====== Data lines
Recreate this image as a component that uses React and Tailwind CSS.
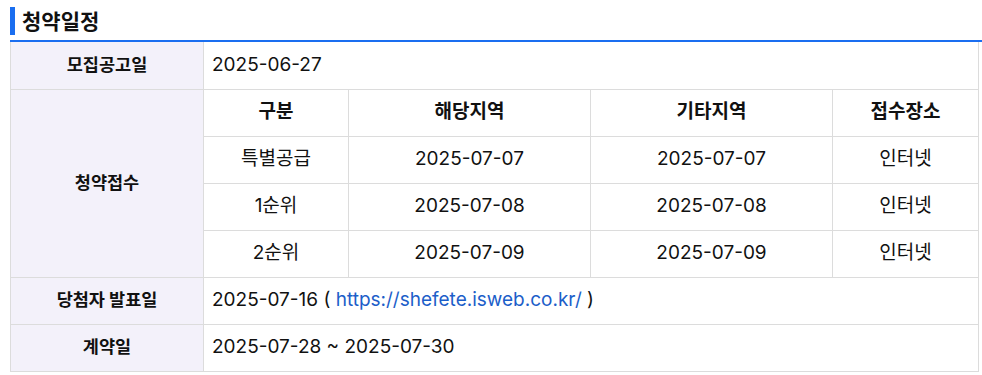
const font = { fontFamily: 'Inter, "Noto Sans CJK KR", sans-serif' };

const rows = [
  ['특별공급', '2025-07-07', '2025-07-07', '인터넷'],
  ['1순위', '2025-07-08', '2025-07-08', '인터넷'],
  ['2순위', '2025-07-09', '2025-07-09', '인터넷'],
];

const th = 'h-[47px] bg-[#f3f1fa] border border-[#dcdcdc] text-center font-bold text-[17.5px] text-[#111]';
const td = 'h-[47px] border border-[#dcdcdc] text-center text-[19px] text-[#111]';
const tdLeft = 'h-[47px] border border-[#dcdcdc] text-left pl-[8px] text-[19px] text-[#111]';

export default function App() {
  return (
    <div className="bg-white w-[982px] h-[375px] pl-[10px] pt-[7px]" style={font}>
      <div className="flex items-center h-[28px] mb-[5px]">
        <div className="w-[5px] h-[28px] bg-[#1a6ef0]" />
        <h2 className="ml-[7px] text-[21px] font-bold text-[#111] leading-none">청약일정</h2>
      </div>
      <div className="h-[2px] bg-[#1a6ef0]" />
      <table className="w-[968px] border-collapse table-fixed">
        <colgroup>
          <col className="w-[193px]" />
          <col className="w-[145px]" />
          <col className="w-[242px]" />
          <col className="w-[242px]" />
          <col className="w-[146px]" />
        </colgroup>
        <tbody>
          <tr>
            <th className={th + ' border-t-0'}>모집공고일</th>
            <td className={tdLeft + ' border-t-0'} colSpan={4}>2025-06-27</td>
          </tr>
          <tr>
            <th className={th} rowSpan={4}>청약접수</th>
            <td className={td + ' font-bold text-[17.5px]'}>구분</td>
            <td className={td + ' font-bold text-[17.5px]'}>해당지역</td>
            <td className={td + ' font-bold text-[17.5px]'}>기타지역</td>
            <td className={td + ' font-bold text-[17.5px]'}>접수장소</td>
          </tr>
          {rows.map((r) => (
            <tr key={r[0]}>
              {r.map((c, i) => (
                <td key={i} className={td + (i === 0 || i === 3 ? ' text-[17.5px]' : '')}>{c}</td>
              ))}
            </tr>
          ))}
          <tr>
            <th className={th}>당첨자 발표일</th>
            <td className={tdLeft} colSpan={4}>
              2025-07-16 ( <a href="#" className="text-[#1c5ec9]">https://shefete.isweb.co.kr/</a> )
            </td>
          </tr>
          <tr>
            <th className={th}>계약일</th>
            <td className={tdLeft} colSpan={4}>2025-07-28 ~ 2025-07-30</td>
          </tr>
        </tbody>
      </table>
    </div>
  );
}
============
- _Your goal_
Please write out all the data again word for word, but not the pictures.

- _Result for this exercise_
Recreate this image as a component that uses React and Tailwind CSS.
const font = { fontFamily: 'Inter, "Noto Sans CJK KR", sans-serif' };

const rows = [
  ['특별공급', '2025-07-07', '2025-07-07', '인터넷'],
  ['1순위', '2025-07-08', '2025-07-08', '인터넷'],
  ['2순위', '2025-07-09', '2025-07-09', '인터넷'],
];

const th = 'h-[47px] bg-[#f3f1fa] border border-[#dcdcdc] text-center font-bold text-[17.5px] text-[#111]';
const td = 'h-[47px] border border-[#dcdcdc] text-center text-[19px] text-[#111]';
const tdLeft = 'h-[47px] border border-[#dcdcdc] text-left pl-[8px] text-[19px] text-[#111]';

export default function App() {
  return (
    <div className="bg-white w-[982px] h-[375px] pl-[10px] pt-[7px]" style={font}>
      <div className="flex items-center h-[28px] mb-[5px]">
        <div className="w-[5px] h-[28px] bg-[#1a6ef0]" />
        <h2 className="ml-[7px] text-[21px] font-bold text-[#111] leading-none">청약일정</h2>
      </div>
      <div className="h-[2px] bg-[#1a6ef0]" />
      <table className="w-[968px] border-collapse table-fixed">
        <colgroup>
          <col className="w-[193px]" />
          <col className="w-[145px]" />
          <col className="w-[242px]" />
          <col className="w-[242px]" />
          <col className="w-[146px]" />
        </colgroup>
        <tbody>
          <tr>
            <th className={th + ' border-t-0'}>모집공고일</th>
            <td className={tdLeft + ' border-t-0'} colSpan={4}>2025-06-27</td>
          </tr>
          <tr>
            <th className={th} rowSpan={4}>청약접수</th>
            <td className={td + ' font-bold text-[17.5px]'}>구분</td>
            <td className={td + ' font-bold text-[17.5px]'}>해당지역</td>
            <td className={td + ' font-bold text-[17.5px]'}>기타지역</td>
            <td className={td + ' font-bold text-[17.5px]'}>접수장소</td>
          </tr>
          {rows.map((r) => (
            <tr key={r[0]}>
              {r.map((c, i) => (
                <td key={i} className={td + (i === 0 || i === 3 ? ' text-[17.5px]' : '')}>{c}</td>
              ))}
            </tr>
          ))}
          <tr>
            <th className={th}>당첨자 발표일</th>
            <td className={tdLeft} colSpan={4}>
              2025-07-16 ( <a href="#" className="text-[#1c5ec9]">https://shefete.isweb.co.kr/</a> )
            </td>
          </tr>
          <tr>
            <th className={th}>계약일</th>
            <td className={tdLeft} colSpan={4}>2025-07-28 ~ 2025-07-30</td>
          </tr>
        </tbody>
      </table>
    </div>
  );
}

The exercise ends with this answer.